━━ Data excerpt ━━

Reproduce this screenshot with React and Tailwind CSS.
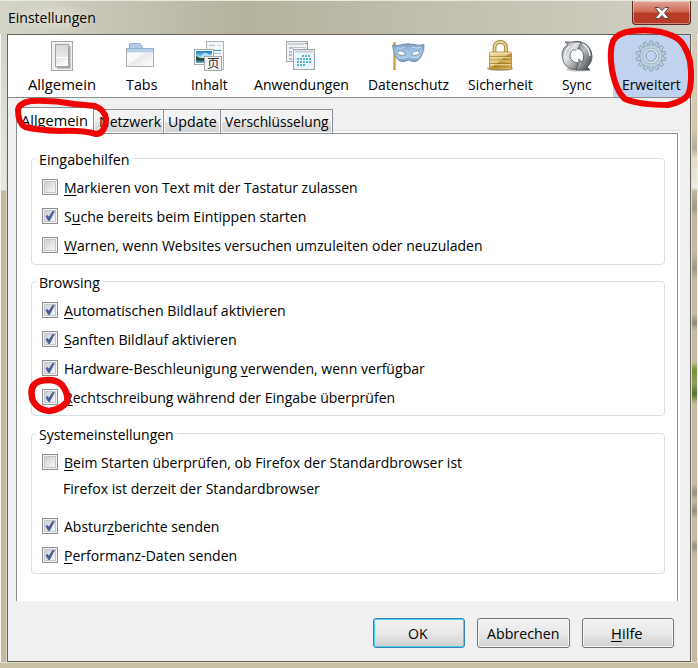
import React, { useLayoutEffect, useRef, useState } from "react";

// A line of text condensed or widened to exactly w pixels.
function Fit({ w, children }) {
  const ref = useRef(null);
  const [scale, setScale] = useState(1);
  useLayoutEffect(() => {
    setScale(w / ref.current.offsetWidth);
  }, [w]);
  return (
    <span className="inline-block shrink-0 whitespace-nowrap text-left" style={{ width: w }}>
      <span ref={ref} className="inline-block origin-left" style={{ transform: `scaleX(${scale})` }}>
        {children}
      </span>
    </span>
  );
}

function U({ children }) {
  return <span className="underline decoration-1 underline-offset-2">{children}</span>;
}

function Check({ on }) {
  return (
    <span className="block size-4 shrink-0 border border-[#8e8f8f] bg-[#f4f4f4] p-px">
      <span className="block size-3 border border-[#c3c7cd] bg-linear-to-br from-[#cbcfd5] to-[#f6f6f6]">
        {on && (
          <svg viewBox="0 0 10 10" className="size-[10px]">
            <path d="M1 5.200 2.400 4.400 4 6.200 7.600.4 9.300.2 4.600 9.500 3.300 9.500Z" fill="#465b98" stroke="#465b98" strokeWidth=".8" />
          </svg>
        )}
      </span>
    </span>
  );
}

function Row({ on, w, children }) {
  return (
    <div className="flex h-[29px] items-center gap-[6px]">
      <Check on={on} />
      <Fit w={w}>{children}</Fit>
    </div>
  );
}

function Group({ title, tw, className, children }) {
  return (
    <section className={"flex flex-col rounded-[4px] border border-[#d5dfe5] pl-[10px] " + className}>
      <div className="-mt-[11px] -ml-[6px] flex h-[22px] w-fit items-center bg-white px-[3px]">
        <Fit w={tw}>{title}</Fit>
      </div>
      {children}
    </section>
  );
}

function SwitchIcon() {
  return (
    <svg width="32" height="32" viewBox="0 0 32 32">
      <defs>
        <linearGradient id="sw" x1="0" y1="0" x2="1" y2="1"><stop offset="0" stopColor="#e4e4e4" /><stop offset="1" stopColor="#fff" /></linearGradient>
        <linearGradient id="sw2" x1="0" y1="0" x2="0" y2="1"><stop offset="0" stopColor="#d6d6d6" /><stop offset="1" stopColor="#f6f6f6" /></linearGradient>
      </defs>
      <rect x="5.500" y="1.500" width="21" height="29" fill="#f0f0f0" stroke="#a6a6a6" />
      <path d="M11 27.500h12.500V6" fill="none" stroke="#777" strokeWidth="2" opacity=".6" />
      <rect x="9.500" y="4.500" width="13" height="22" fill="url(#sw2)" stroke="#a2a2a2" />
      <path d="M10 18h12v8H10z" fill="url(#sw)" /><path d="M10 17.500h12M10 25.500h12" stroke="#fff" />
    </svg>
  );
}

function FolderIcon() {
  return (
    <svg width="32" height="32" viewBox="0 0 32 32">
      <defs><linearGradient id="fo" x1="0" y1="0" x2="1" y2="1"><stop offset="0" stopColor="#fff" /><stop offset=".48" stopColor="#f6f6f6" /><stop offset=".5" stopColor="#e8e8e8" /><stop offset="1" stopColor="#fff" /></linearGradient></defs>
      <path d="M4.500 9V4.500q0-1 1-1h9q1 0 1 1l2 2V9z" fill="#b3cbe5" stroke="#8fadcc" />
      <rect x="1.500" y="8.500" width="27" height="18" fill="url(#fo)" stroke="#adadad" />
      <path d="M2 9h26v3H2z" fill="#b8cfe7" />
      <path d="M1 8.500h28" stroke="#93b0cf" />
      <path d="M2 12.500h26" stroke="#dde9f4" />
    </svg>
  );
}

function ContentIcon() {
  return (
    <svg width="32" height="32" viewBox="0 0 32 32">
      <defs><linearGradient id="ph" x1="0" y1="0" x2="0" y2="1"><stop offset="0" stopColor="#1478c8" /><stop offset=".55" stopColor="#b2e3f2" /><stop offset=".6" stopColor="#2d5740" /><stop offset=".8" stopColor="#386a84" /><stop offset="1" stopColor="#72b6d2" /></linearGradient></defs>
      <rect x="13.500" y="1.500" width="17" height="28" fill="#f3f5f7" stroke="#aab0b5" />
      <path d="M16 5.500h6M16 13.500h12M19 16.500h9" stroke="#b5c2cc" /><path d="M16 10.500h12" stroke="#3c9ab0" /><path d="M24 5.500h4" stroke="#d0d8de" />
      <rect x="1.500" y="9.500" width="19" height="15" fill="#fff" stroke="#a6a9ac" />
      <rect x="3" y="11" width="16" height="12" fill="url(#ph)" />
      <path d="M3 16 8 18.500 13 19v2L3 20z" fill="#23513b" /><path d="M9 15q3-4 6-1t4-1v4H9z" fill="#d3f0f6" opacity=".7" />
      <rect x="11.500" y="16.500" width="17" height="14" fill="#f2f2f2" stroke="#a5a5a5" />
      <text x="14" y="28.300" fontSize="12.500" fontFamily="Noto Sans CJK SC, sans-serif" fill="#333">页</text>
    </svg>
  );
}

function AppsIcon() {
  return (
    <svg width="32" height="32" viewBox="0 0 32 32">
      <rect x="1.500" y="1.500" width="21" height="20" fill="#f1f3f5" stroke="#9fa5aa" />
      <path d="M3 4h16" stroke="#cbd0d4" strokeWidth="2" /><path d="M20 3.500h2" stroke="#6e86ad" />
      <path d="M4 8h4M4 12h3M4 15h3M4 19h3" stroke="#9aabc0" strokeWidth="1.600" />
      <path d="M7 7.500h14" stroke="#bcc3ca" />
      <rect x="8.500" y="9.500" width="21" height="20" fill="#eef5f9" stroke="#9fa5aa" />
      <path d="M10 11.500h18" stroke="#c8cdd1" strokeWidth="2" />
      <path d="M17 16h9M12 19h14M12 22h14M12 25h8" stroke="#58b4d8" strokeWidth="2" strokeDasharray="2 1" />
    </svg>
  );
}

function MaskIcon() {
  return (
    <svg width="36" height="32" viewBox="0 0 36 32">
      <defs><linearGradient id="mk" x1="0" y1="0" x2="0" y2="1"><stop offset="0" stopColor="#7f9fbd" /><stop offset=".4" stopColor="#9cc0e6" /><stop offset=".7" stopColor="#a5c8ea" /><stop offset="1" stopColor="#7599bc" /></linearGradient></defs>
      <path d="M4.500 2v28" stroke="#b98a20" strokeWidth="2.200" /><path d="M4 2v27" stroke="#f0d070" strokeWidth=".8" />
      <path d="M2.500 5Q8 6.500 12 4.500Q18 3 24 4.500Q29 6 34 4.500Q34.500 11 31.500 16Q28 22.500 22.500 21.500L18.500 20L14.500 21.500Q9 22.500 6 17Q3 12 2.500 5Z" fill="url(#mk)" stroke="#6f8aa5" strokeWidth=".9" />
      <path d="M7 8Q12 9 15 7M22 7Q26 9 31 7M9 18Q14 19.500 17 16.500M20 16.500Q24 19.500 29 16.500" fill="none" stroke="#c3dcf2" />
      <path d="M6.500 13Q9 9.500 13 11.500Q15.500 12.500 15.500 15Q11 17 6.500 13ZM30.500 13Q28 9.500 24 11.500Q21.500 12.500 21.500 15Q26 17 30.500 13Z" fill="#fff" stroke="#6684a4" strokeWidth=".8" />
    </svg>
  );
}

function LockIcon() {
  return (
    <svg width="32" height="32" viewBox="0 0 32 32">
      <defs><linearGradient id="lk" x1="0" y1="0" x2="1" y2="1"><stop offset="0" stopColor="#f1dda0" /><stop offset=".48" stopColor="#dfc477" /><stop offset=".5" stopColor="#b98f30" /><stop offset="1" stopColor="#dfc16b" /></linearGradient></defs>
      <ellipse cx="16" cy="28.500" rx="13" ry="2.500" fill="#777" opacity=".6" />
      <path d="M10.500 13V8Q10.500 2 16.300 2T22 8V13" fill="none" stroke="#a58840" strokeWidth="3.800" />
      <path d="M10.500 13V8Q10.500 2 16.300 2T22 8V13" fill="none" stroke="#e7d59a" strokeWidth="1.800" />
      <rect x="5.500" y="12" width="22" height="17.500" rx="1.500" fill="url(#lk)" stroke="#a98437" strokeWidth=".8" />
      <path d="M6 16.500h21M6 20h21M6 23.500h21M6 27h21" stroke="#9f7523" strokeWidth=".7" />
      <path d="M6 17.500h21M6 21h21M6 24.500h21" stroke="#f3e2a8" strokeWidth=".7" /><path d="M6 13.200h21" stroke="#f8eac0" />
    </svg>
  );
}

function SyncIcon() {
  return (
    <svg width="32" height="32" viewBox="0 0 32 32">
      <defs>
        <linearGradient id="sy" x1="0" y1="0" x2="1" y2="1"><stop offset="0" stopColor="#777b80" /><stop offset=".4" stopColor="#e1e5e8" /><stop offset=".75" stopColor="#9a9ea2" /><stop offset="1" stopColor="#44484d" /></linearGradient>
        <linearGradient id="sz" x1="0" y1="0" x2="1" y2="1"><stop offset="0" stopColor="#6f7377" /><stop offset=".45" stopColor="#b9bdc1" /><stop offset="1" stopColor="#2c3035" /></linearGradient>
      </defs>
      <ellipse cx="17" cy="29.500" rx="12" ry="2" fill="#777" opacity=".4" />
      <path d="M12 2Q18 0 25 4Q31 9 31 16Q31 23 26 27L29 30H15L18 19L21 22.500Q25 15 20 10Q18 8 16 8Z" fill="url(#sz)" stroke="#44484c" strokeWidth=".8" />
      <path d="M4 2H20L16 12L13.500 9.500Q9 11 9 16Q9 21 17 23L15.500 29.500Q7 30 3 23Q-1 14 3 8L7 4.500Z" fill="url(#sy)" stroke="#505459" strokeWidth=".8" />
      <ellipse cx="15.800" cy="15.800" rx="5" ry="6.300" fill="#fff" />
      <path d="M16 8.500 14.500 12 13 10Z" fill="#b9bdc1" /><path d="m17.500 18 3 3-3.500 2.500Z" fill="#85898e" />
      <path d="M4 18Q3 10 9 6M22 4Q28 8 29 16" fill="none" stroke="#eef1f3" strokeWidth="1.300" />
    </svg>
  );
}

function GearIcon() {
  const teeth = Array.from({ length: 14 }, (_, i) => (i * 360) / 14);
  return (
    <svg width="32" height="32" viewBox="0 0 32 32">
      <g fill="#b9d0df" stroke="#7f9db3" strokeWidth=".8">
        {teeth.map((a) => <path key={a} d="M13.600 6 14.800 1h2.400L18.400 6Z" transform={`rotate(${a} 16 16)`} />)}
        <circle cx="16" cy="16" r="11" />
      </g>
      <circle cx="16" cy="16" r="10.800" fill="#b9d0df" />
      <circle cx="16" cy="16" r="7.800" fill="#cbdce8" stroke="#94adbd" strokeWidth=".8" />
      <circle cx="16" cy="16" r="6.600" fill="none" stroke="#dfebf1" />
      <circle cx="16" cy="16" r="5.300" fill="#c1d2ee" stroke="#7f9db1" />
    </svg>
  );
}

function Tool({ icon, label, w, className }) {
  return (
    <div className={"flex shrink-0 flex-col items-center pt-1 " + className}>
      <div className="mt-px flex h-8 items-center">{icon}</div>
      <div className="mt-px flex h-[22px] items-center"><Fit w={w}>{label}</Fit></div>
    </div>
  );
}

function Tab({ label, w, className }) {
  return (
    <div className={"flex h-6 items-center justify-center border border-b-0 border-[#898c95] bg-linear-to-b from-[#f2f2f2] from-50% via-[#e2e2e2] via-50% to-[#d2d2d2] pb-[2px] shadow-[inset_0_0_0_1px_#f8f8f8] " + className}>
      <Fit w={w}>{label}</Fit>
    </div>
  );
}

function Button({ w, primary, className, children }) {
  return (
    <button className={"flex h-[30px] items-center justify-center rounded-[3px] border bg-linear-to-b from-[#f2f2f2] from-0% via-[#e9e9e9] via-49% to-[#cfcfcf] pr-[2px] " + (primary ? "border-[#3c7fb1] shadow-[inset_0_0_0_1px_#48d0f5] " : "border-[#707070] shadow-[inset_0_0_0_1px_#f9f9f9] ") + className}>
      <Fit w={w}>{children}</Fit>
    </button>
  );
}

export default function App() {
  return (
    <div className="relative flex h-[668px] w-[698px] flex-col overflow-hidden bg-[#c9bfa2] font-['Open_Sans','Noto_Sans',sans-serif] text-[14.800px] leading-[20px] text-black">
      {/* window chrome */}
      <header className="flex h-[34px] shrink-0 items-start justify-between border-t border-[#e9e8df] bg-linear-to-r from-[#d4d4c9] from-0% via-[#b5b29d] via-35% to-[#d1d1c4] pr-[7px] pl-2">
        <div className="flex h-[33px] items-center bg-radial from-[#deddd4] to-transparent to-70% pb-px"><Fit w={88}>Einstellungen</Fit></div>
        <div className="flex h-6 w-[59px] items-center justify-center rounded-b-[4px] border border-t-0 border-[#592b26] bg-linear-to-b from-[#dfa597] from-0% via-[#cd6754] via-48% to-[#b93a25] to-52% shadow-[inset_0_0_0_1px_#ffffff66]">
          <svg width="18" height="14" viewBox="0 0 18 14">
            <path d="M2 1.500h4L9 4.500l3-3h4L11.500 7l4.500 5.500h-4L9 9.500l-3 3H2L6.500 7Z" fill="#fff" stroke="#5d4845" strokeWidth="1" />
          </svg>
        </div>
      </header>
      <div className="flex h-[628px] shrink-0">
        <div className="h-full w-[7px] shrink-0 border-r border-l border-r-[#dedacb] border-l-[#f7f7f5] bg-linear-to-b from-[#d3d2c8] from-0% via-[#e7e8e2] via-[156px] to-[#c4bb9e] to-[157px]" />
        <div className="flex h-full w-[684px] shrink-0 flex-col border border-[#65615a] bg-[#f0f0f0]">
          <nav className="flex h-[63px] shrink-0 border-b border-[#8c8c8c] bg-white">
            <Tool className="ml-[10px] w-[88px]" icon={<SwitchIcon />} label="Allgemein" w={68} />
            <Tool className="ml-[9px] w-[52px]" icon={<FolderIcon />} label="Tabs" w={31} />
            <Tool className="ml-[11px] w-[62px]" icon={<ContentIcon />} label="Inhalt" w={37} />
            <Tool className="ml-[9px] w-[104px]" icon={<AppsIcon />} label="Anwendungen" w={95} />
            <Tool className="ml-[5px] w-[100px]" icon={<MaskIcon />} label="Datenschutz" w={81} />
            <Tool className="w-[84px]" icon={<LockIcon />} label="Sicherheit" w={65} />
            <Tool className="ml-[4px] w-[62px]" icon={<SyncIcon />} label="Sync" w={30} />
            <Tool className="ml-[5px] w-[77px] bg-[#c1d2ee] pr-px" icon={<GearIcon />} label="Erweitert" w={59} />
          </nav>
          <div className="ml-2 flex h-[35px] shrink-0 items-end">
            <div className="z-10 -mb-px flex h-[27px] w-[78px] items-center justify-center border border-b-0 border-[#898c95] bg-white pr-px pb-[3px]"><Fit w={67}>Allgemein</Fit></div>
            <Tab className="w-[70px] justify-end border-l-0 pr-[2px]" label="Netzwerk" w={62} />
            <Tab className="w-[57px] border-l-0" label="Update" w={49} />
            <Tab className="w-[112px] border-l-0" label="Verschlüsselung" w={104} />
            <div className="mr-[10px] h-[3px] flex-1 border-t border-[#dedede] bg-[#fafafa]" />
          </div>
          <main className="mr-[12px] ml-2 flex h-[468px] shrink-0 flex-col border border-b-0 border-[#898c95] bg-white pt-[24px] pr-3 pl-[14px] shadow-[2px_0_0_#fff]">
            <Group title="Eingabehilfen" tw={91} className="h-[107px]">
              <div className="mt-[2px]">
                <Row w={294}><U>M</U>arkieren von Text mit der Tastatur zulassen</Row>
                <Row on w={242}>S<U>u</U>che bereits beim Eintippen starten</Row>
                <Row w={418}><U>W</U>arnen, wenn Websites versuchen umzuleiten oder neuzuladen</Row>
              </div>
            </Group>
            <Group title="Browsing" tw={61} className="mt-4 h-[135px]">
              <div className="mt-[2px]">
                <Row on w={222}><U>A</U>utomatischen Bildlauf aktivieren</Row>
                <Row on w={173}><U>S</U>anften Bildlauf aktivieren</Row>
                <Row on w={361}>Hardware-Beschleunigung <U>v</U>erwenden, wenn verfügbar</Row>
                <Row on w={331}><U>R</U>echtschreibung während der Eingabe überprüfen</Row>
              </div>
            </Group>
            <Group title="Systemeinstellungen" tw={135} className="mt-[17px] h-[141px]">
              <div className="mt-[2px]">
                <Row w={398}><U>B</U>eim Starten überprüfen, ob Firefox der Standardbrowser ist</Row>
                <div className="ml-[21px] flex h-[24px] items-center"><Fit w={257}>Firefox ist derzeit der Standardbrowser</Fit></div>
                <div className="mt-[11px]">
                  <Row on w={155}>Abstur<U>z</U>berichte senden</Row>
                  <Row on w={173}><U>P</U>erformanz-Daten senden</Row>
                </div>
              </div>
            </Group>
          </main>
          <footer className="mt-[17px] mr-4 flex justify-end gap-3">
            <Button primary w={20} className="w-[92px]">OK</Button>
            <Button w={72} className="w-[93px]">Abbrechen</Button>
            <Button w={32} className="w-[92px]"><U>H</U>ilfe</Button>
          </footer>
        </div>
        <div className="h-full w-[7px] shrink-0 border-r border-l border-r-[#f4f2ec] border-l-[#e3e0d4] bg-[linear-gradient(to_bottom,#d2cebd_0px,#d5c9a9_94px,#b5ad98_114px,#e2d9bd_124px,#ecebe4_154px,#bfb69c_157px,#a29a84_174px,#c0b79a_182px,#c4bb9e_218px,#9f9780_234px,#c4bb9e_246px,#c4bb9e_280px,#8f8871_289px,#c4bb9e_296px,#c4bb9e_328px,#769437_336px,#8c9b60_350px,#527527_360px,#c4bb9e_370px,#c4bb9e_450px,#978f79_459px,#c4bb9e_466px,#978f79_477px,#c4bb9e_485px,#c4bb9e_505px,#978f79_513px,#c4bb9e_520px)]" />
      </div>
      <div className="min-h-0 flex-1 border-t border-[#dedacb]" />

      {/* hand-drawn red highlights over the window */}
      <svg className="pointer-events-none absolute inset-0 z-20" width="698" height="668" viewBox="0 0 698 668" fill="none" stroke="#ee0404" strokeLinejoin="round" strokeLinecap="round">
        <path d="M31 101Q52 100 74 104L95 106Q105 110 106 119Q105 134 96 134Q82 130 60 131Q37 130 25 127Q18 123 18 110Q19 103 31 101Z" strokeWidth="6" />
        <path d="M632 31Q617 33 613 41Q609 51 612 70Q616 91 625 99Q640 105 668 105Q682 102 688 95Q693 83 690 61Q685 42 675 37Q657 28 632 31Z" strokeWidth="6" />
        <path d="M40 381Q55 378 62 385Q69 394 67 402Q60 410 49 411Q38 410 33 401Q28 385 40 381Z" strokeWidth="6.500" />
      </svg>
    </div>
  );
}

━━━

# Stated exercise
Choose all lines containing the string "React" and copy them out.

# Exercise solution
Reproduce this screenshot with React and Tailwind CSS.
import React, { useLayoutEffect, useRef, useState } from "react";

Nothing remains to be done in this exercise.